Now, at long last, for the punchline: a private microwave network between London and Frankfurt has a latency of about 4.2 milliseconds. I say "about," because the newest connections are still secret and their exact latencies are unknown. That's why businesses and financial institutions which absolutely must have the fastest connection opt for microwave links instead of fibre.
Title: Re: RTT
Post by: Weaver on January 02, 2020, 03:32:09 AM
Ah of course. I was thinking about the nodes only, not the links, for the moment. I had done the refractive index calculation a while back but I have no idea about the additional delay time contributions at each node in the graph.
Title: Re: RTT
Post by: niemand on January 02, 2020, 05:23:48 PM
Very, very low using decent kit. No doubt these finance houses are using more than just decent kit.
Title: Re: RTT
Post by: Alex Atkin UK on January 03, 2020, 01:37:33 AM
Very, very low using decent kit. No doubt these finance houses are using more than just decent kit.

You mean I can't get this on Ubiquiti?  I feel ripped off. :p
Title: Re: RTT
Post by: niemand on January 05, 2020, 03:29:45 PM
Pop you head right next to a very long-range microwave link dish, in between it and a peer, and contemplate it.
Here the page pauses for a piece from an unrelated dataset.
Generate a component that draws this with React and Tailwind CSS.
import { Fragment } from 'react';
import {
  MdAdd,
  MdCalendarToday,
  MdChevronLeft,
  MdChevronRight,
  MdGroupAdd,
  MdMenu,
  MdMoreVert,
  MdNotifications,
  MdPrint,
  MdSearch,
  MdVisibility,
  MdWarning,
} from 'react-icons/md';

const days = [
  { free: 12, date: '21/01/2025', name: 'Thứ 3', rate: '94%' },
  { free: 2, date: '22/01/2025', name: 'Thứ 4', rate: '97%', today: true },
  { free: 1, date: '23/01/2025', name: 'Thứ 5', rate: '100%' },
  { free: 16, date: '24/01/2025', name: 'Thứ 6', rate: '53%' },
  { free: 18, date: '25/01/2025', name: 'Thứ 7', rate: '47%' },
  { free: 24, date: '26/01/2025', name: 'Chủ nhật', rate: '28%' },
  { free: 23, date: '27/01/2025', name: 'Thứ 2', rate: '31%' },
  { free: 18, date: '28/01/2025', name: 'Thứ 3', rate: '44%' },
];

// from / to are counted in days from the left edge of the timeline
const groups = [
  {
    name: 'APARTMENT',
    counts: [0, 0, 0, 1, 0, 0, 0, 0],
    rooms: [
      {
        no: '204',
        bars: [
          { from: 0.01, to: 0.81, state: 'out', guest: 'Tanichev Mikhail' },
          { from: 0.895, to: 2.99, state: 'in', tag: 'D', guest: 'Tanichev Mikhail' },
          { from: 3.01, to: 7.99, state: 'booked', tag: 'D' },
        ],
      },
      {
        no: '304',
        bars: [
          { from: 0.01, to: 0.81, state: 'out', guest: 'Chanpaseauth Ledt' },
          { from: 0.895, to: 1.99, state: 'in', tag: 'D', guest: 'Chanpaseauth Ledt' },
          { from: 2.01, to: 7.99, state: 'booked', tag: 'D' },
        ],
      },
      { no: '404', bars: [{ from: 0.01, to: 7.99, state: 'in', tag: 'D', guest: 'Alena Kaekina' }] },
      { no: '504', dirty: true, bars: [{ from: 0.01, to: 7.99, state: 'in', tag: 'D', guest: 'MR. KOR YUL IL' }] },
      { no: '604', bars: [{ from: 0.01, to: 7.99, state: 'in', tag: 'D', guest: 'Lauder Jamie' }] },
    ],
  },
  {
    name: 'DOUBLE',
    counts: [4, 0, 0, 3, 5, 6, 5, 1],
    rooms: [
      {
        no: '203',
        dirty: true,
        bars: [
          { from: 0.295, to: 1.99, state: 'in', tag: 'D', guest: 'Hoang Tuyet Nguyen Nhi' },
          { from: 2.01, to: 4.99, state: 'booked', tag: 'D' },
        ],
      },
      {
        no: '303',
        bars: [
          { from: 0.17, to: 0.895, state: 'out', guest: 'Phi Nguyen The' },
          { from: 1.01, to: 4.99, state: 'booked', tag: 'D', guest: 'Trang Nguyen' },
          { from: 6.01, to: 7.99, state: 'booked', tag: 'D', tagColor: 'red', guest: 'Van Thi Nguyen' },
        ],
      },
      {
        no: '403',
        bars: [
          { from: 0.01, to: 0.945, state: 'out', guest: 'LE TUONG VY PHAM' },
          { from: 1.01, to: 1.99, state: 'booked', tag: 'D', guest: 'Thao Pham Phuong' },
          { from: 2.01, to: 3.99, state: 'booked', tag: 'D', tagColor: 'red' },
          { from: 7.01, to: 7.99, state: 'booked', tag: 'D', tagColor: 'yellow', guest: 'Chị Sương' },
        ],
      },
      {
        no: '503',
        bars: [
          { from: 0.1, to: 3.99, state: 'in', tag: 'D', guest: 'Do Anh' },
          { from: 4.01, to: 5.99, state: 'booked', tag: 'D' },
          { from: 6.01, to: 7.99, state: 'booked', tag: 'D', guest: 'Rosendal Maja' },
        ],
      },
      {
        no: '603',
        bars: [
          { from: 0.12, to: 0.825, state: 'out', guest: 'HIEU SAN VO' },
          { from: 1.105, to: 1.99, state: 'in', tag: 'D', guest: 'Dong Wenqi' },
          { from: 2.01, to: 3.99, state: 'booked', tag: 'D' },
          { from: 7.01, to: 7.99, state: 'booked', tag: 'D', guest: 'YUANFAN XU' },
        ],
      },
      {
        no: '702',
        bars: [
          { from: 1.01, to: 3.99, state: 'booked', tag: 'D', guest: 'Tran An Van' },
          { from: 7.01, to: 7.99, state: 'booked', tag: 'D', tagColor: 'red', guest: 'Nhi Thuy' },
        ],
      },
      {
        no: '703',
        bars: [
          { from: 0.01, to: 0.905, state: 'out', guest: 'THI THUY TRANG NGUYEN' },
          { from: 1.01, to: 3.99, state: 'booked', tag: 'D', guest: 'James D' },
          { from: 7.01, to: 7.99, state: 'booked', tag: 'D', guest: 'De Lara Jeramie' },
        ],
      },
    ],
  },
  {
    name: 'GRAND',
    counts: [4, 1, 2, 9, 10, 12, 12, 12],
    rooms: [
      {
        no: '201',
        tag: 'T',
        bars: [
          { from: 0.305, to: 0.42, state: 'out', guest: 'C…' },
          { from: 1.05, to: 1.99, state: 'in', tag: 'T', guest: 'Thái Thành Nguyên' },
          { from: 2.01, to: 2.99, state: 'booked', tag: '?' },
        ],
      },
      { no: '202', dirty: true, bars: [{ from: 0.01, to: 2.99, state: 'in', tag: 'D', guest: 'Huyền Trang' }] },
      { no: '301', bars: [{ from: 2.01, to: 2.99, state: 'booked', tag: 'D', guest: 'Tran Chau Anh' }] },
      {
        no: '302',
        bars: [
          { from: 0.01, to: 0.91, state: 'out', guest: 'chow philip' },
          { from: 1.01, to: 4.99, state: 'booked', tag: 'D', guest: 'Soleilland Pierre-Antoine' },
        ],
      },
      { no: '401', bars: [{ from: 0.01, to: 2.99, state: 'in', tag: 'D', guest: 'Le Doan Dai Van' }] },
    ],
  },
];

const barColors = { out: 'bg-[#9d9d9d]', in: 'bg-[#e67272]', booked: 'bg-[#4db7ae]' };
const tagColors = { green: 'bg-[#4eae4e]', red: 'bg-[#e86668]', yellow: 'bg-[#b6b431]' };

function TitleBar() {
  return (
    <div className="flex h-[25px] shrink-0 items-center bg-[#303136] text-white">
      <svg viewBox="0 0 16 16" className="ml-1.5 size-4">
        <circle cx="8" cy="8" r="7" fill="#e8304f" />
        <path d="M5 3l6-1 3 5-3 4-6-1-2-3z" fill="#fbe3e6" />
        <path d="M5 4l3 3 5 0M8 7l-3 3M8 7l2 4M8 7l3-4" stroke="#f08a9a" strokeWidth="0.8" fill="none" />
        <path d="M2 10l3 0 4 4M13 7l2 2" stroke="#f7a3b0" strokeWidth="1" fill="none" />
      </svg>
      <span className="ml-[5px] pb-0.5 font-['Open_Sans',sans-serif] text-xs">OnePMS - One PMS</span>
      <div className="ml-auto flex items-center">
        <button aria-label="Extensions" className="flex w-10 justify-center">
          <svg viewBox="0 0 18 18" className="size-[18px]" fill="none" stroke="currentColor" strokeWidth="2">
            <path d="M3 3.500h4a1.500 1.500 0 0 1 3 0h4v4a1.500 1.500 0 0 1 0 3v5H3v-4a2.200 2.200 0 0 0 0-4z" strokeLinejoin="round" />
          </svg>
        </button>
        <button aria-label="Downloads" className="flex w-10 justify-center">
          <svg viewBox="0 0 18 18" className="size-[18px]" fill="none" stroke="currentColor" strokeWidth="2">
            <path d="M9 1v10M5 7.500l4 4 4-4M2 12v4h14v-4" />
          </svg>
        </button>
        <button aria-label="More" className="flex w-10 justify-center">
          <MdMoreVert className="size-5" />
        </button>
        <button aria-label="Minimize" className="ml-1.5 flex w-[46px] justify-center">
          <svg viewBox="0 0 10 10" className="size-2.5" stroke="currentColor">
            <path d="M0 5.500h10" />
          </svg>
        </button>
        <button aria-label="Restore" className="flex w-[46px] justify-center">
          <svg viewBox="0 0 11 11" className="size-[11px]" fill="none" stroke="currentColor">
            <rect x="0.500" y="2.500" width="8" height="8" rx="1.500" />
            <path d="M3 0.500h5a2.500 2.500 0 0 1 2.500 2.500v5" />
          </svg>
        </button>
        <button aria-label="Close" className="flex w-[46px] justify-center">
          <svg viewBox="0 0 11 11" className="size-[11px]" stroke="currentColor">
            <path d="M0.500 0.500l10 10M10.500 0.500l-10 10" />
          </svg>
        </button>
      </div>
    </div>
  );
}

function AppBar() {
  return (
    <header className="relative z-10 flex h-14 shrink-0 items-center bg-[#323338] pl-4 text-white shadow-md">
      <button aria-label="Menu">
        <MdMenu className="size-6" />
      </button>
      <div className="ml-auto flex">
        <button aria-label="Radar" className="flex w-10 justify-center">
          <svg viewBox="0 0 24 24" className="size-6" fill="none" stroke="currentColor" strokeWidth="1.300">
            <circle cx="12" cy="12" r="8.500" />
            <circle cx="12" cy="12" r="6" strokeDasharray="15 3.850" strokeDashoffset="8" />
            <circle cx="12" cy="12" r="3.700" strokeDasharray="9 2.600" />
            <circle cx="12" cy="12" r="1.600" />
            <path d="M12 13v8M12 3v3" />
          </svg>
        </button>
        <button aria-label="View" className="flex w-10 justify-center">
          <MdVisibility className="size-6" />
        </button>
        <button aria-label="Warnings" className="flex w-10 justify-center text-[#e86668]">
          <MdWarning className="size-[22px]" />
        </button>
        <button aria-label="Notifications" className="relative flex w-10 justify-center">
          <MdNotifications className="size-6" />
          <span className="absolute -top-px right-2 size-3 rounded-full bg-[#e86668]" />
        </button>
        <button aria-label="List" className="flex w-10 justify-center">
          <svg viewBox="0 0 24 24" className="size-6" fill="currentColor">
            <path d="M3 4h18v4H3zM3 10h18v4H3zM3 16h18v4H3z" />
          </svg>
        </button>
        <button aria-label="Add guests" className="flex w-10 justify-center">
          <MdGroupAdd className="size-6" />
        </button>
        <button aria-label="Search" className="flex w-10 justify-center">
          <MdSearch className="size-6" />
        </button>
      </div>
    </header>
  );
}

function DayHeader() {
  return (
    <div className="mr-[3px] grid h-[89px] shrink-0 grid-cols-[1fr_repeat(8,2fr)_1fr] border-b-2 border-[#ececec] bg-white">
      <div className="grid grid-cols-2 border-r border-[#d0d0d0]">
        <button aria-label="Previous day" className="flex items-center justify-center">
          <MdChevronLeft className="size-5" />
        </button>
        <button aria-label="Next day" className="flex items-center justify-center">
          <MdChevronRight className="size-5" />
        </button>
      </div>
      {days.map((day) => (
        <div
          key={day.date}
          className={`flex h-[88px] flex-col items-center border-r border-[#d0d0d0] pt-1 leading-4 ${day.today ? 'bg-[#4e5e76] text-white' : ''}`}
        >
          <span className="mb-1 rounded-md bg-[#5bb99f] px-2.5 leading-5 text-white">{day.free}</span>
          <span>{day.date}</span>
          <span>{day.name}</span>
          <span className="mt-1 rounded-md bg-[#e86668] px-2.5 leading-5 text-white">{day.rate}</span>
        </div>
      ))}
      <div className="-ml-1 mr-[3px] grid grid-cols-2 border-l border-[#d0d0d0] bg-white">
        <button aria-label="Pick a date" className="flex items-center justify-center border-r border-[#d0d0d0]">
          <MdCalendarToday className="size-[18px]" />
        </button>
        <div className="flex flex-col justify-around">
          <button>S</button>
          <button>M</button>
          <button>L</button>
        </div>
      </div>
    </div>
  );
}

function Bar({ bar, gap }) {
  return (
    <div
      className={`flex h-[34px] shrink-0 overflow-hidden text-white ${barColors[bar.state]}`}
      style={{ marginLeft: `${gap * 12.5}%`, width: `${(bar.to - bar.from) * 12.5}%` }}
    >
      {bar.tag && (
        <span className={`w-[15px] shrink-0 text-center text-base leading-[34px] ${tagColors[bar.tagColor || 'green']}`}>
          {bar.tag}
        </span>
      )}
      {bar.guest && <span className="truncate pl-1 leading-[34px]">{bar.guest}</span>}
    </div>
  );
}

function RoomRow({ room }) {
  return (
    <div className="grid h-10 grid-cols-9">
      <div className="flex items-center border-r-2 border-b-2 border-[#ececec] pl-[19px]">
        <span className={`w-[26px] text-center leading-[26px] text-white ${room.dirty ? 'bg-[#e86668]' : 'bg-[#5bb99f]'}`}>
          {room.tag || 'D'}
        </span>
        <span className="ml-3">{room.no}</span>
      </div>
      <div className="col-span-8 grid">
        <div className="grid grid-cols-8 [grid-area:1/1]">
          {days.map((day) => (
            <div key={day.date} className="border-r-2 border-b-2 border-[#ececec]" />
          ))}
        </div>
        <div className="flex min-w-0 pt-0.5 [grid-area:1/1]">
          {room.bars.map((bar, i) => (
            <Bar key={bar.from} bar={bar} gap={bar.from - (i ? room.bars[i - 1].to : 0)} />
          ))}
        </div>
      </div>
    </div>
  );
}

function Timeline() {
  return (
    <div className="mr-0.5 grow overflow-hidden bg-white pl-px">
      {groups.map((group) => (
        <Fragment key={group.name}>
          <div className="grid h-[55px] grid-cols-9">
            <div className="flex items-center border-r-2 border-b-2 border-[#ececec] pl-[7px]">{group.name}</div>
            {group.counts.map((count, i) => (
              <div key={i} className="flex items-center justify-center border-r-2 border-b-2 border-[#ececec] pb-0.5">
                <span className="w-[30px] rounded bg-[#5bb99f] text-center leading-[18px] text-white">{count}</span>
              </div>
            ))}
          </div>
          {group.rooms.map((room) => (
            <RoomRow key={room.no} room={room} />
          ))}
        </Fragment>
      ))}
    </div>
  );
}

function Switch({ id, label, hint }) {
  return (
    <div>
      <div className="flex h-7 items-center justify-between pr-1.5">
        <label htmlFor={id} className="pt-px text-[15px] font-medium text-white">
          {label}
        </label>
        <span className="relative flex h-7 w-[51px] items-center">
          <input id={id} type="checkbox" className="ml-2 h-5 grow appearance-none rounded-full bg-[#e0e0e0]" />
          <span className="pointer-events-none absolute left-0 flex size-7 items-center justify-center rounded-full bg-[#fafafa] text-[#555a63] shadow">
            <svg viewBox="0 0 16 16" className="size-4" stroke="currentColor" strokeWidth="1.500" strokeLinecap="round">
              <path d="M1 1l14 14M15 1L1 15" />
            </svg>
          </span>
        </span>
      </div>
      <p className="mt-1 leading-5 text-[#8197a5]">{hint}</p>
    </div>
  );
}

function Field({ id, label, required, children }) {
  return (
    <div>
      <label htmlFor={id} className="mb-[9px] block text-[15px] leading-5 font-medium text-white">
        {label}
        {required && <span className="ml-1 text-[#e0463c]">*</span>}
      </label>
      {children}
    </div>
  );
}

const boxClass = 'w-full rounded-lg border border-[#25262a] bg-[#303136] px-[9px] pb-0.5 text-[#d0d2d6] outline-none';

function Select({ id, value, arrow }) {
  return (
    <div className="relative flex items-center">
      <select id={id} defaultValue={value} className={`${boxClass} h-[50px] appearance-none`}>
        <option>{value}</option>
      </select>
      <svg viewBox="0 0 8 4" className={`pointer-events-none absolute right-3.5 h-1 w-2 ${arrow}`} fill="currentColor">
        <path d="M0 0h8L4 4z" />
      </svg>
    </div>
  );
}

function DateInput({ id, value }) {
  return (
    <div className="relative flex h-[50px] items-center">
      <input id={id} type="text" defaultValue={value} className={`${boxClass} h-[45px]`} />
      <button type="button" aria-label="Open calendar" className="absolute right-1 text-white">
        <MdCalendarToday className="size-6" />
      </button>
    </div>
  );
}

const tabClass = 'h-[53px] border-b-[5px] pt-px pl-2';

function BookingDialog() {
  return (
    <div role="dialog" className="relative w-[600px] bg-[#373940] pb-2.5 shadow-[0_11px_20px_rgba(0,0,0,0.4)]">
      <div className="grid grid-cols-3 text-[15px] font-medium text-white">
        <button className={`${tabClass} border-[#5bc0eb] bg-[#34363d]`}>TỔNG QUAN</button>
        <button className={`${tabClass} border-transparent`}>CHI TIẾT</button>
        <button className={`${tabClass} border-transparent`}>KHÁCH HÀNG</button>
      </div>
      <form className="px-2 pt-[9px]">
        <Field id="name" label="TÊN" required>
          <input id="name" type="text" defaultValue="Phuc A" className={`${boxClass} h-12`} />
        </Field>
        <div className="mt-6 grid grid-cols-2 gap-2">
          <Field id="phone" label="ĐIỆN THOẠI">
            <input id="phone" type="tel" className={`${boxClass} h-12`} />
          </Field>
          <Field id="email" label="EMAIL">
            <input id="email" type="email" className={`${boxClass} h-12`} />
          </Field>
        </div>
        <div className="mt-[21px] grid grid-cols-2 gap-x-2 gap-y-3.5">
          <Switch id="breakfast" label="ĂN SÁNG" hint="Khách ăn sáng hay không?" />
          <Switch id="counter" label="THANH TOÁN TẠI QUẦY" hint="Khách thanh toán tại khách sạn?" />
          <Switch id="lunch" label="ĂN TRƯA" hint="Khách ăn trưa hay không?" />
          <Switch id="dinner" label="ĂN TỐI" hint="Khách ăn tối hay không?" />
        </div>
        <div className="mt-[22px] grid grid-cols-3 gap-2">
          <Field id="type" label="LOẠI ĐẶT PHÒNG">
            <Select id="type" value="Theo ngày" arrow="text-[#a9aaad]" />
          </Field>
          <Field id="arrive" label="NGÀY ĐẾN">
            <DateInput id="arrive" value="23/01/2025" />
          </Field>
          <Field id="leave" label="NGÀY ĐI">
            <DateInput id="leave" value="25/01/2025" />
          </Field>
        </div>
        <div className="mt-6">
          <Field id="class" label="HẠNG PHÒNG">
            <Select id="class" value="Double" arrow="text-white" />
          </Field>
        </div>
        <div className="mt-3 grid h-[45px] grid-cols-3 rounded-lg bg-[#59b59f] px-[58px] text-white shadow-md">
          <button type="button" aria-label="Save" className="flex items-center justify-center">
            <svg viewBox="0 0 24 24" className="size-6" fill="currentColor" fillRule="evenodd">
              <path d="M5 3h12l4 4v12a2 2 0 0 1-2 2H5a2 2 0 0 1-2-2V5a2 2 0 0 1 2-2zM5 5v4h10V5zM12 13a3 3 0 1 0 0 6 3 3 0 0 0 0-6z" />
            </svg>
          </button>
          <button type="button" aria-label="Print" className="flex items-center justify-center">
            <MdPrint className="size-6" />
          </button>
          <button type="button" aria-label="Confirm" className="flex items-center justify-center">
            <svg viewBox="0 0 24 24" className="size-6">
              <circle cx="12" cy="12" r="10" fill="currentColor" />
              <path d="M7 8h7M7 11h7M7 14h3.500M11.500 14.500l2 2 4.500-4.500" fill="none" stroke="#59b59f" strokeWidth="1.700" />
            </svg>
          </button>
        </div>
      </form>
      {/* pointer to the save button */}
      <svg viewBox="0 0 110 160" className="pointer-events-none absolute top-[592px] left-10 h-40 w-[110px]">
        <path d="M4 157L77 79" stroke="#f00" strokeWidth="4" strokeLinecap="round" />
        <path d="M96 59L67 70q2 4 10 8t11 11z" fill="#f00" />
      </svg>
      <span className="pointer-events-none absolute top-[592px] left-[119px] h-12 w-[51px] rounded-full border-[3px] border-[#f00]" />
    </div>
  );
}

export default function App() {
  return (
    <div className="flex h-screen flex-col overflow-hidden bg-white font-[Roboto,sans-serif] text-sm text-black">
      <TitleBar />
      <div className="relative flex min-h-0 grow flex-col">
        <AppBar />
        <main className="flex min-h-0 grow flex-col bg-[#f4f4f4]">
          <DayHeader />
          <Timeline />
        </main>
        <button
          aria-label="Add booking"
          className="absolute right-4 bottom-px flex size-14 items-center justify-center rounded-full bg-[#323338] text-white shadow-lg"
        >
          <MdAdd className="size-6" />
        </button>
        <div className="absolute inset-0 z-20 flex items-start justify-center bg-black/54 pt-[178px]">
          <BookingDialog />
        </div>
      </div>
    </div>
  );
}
You'll feel better in no time.  ;)
Title: Re: RTT
Post by: Weaver on January 06, 2020, 06:18:42 AM
In my youth I used to marvel at these microwave towers. From the Morridge high viewpoint of the Staffordshire Moorlands I could see the tower on Cannock Chase at Pye Green to the south and the one at Sutton Common (vaguely) near Macclesfield in Cheshire to the northwest.
Title: Re: RTT
Post by: niemand on January 06, 2020, 01:22:42 PM
Indeed! Before fibre optics and after coaxial those were really important to the UK's telecomms network.